An official said the eight have been detained separately since May 16, when Clementina Cantoni, 32, was abducted at gunpoint in the Afghan capital, Kabul. She was freed Thursday and flew home Friday.
On Saturday, Cantoni said she would return to Afghanistan one day.
But she said the situation remains “unstable and of high risk, not only for international aid workers, but also and especially for the Afghans.”
Syria raids suspected hideout for terrorists
Damascus, Syria Syrian forces raided a suspected terrorist hideout near the capital, killing two men, arresting a third and foiling alleged bombing plots against the nation’s Justice Palace, the official news agency reported.
A member of the Syrian forces was killed and another was wounded in the Thursday clash in the Daff al-Shouk suburb of Damascus, according to a late Friday report by SANA.
The group’s leader, Abu Omar, and an accomplice were killed and another suspect was arrested, SANA said. Identity cards were found alongside the bodies in the names of Omar Barakat and Arfan Yassin, both Syrian. It was not clear whether the cards belonged to the dead men.
Renowned surgeon Hamilton Naki dies
Cape Town, South Africa Hamilton Naki, a former gardener who was so skilled in complicated surgery that he helped in the world’s first heart transplant – but had to keep his work secret in apartheid South Africa – has died. He was 78.

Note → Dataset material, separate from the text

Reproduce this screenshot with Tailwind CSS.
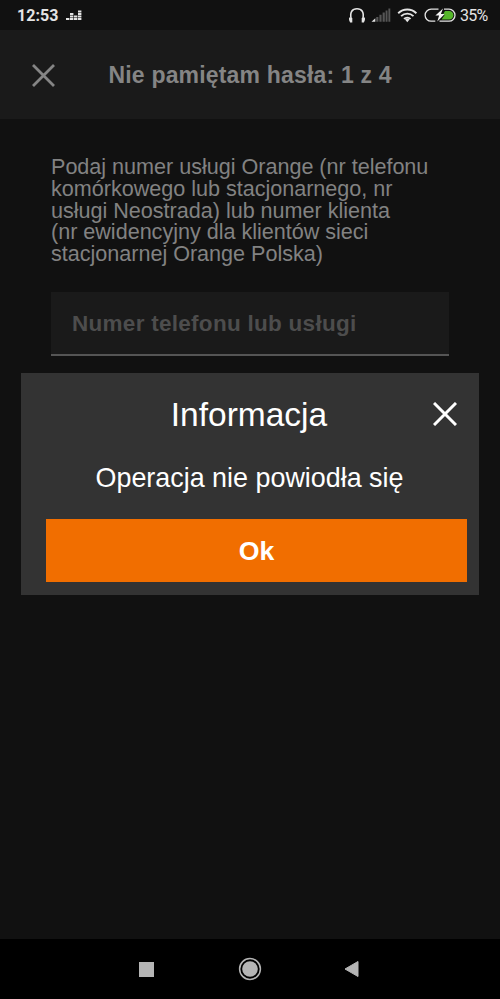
<!DOCTYPE html>
<html lang="pl">
<head>
<meta charset="utf-8">
<title>Nie pamiętam hasła</title>
<script src="https://cdn.jsdelivr.net/npm/@tailwindcss/browser@4"></script>
</head>
<body class="bg-[#111111]">
<div class="relative flex h-[999px] w-[500px] flex-col overflow-hidden bg-[#111111] font-['Liberation_Sans',Arial,sans-serif]">
  <div class="flex h-[30px] shrink-0 items-center justify-between pl-[17px] font-[Roboto,sans-serif] text-[#e4e4e4]">
    <div class="flex items-center">
      <span class="w-[49px] pt-[2px] text-[16px] leading-none font-bold tracking-[0.05px]">12:53</span>
      <svg class="h-[30px] w-[16px]" viewBox="66 0 16 30" fill="#e4e4e4">
        <path d="M66 18h3.4v2H66zM70 18h3.4v2H70zM74 18h3.4v2H74zM78 18h3.4v2H78zM70 15.5h3.4v1.9H70zM74 15.5h3.4v1.9H74zM78 15.5h3.4v1.9H78zM70 13h3.4v1.9H70zM78 13h3.4v1.9H78zM78 10.5h3.4v1.9H78z"/>
      </svg>
    </div>
    <div class="flex items-center">
      <svg class="h-[30px] w-[115px]" viewBox="345 0 115 30" fill="none">
        <path d="M351.2 19C349.6 12 352.3 8.8 357 8.8s7.4 3.2 5.8 10.2" stroke="#e4e4e4" stroke-width="1.6"/>
        <path d="M349 17.5l3.3.6v4.4h-2.2q-1.5-2-1.1-5zM365 17.5l-3.3.6v4.4h2.2q1.5-2 1.1-5z" fill="#e4e4e4"/>
        <path d="M371.5 21.8l3.8-3.6v3.6z" fill="#e4e4e4"/>
        <path d="M376.2 17h2.2v4.8h-2.2zM379.4 14.8h2.2v7h-2.2zM382.6 12.5h2.2v9.3h-2.2zM385.6 10.4h1.9v11.4h-1.9zM388.4 8.6h1.9v13.2h-1.9z" fill="#565656"/>
        <path d="M398.2 13.2a13.2 13.2 0 0 1 18.2 0M401.1 16.1a9 9 0 0 1 12.4 0M404 18.9a4.9 4.9 0 0 1 6.6 0" stroke="#e4e4e4" stroke-width="1.9"/>
        <path d="M405 19.4q2.3-1.6 4.6 0l-2.3 2.8z" fill="#e4e4e4"/>
        <path d="M438.5 9.2h-7.4a6 6 0 0 0 0 12h4.2M444 9.2h5a6 6 0 0 1 0 12h-9.5" stroke="#e4e4e4" stroke-width="1.3"/>
        <path d="M445 11h4.2a4.2 4.2 0 0 1 0 8.4h-7.7l3.5-4.9h-2z" fill="#56b72b"/>
        <path d="M443 8.6l-7.6 7h3.7l-1.8 5.8 7.4-7.5h-3.8z" fill="#f4f4f4"/>
      </svg>
      <span class="w-10 pt-px text-[16px] leading-none tracking-[-0.7px]">35%</span>
    </div>
  </div>

  <header class="flex h-[89px] shrink-0 items-center bg-[#1a1a1a] pt-px pl-8 text-[#858585]">
    <svg class="h-[23px] w-[23px]" viewBox="0 0 23 23" stroke="currentColor" stroke-width="2.8"><path d="M1 1l21 21M22 1L1 22"/></svg>
    <h1 class="ml-[53.5px] pt-px text-[23px] leading-none font-bold tracking-[0.18px] whitespace-nowrap">Nie pamiętam hasła: 1 z 4</h1>
  </header>

  <main class="flex grow flex-col px-[51px] pt-[37px]">
    <p class="-mr-5 h-[108px] text-[21.6px] leading-[21.75px] tracking-[-0.02px] whitespace-nowrap text-[#828282]">Podaj numer usługi Orange (nr telefonu<br>komórkowego lub stacjonarnego, nr<br>usługi Neostrada) lub numer klienta<br>(nr ewidencyjny dla klientów sieci<br>stacjonarnej Orange Polska)</p>
    <div class="mt-7 flex h-[64px] items-center border-b-2 border-[#555555] bg-[#1a1a1a] pt-px pl-[21px] text-[22.5px] font-bold tracking-[0.28px] text-[#4d4d4d]">Numer telefonu lub usługi</div>
  </main>

  <nav class="flex h-[60px] shrink-0 items-center bg-black pl-[139px]">
    <div class="h-[15px] w-[15px] bg-[#b5b5b5]"></div>
    <svg class="ml-[84px] h-6 w-6" viewBox="0 0 24 24"><circle cx="12" cy="12" r="10.4" fill="none" stroke="#b5b5b5" stroke-width="1.5"/><circle cx="12" cy="12" r="7.8" fill="#b5b5b5"/></svg>
    <svg class="ml-[82px] h-[18px] w-[15px]" viewBox="0 0 15 18"><path d="M1 9L14 1.5v15z" fill="#b5b5b5" stroke="#b5b5b5" stroke-linejoin="round"/></svg>
  </nav>

  <section class="absolute top-[373px] left-[21px] flex h-[222px] w-[458px] flex-col bg-[#333333] text-white">
    <div class="flex h-[82px] items-center justify-center pl-[44px]">
      <h2 class="grow pt-[2px] text-center text-[33.5px] leading-none">Informacja</h2>
      <svg class="mr-[22px] h-[24px] w-[24px]" viewBox="0 0 24 24" stroke="currentColor" stroke-width="3"><path d="M1 1l22 22M23 1L1 23"/></svg>
    </div>
    <p class="flex h-[64px] items-center justify-center pr-px pb-[18px] text-[26.9px] leading-none">Operacja nie powiodła się</p>
    <div class="mr-3 ml-[25px] flex h-[63px] items-center justify-center bg-[#f16e00] pt-[2px] text-[26.7px] leading-none font-bold">Ok</div>
  </section>
</div>
</body>
</html>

Naki, a black man who left high school because his family couldn’t afford the fees, took his first job at the age of 14, cutting grass at the University of Cape Town.
Doctors who observed Naki’s work described how he could join minute blood vessels with amazing delicacy and accuracy.
It was only after the demise of apartheid in 1994 that Naki’s contributions became widely known.